14. Now, in the present case, even though the Deputy Controller had completed the assessment proceedings on October 30, 1958, the appeal filed by the accountable persons was pending before the Board when the Amendment Act came into force. The fact that an appeal was pending against the assessment, is a material one. The assessment proceedings had not come to an end nor they were dead. The accountable persons had kept the proceedings alive by filing an appeal and the proceedings were thus pending for decision. The appeal filed by the accountable persons was undoubtedly disposed of as if the Amendment Act had not been passed The reference to the High Court was made in the same manner and the reference too was disposed of as if the Amendment Act had not been passed. But the cause of action for getting interest on the overpaidamount accrued to the assessee only when the High Court came to the conclusion that the amount of estate duty had been overpaid. This finding gave rise to the petitioner's right to get the refund of the amount overpaid with such interest as the Controller may allow. Thus, in our opinion, the petitioner's right to get refund arose only after the decision of the reference by the High Court, and, therefore, Section 29 has no application to the present case.

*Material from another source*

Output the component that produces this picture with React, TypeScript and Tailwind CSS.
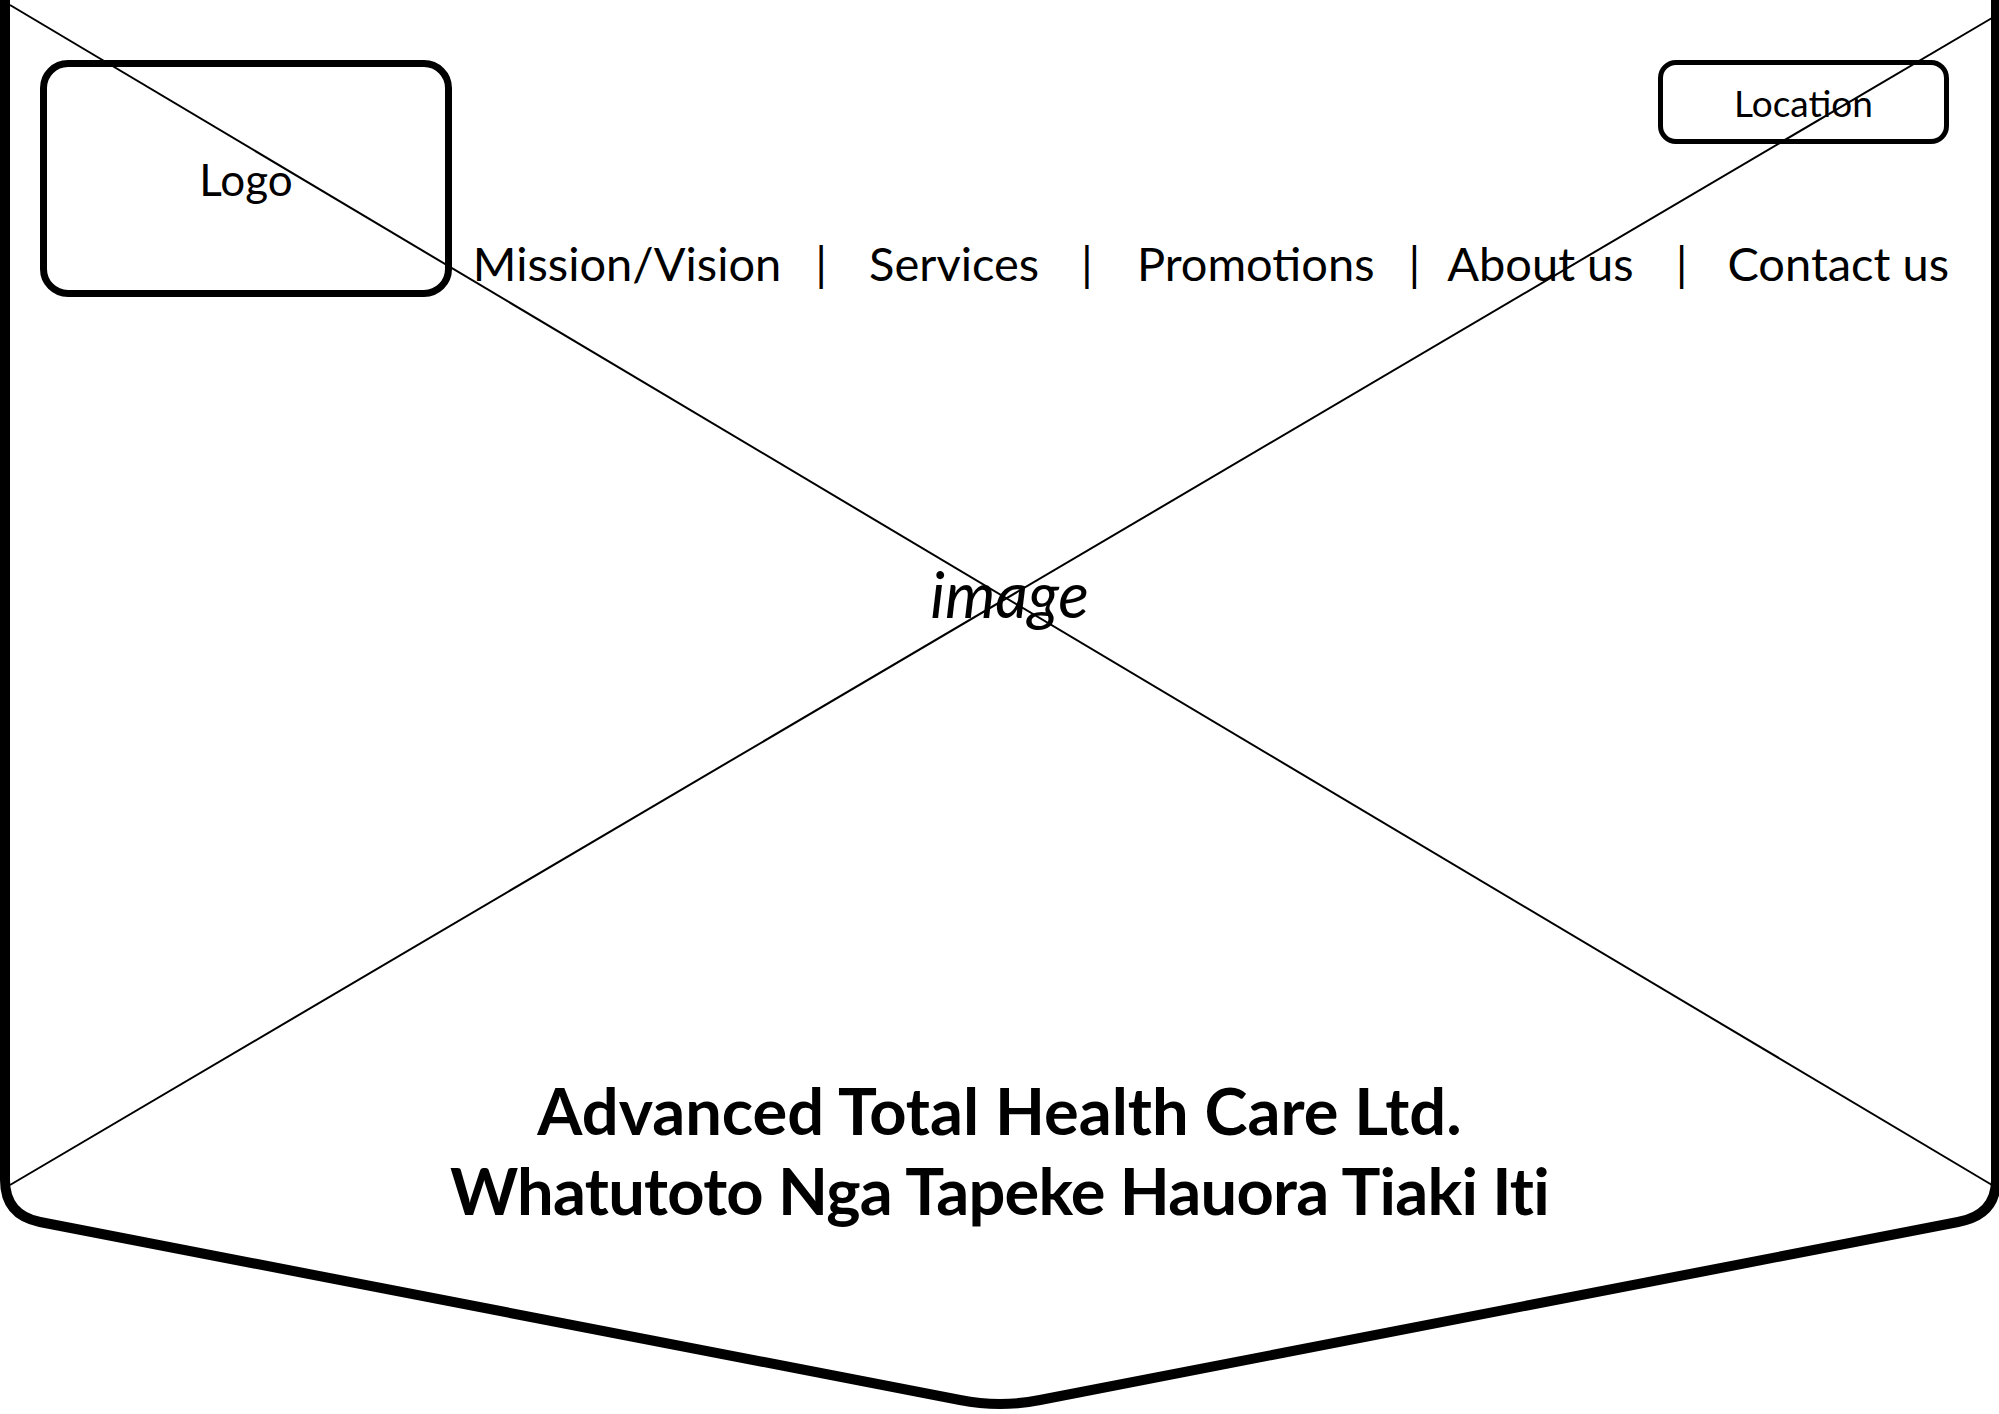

15. The CED seems to be labouring under the impression that since the assessment was completed by the Deputy Controller, on October 30, 1958, before the coming into force of the Amendment Act, the provisions of Section 64(7) would not be attracted. This impression does not seem to be correct.
16. The result is that we allow this writ petition, set aside the orders dated April 14, 1975, (annex. ' G ') and June 7/9, 1975 (annex. ' I ') and hereby direct that accountable person or persons, as the case may be, shall be paid such interest on the amount of estate duty overpaid, as the Controller may allow. There will be no order as to costs.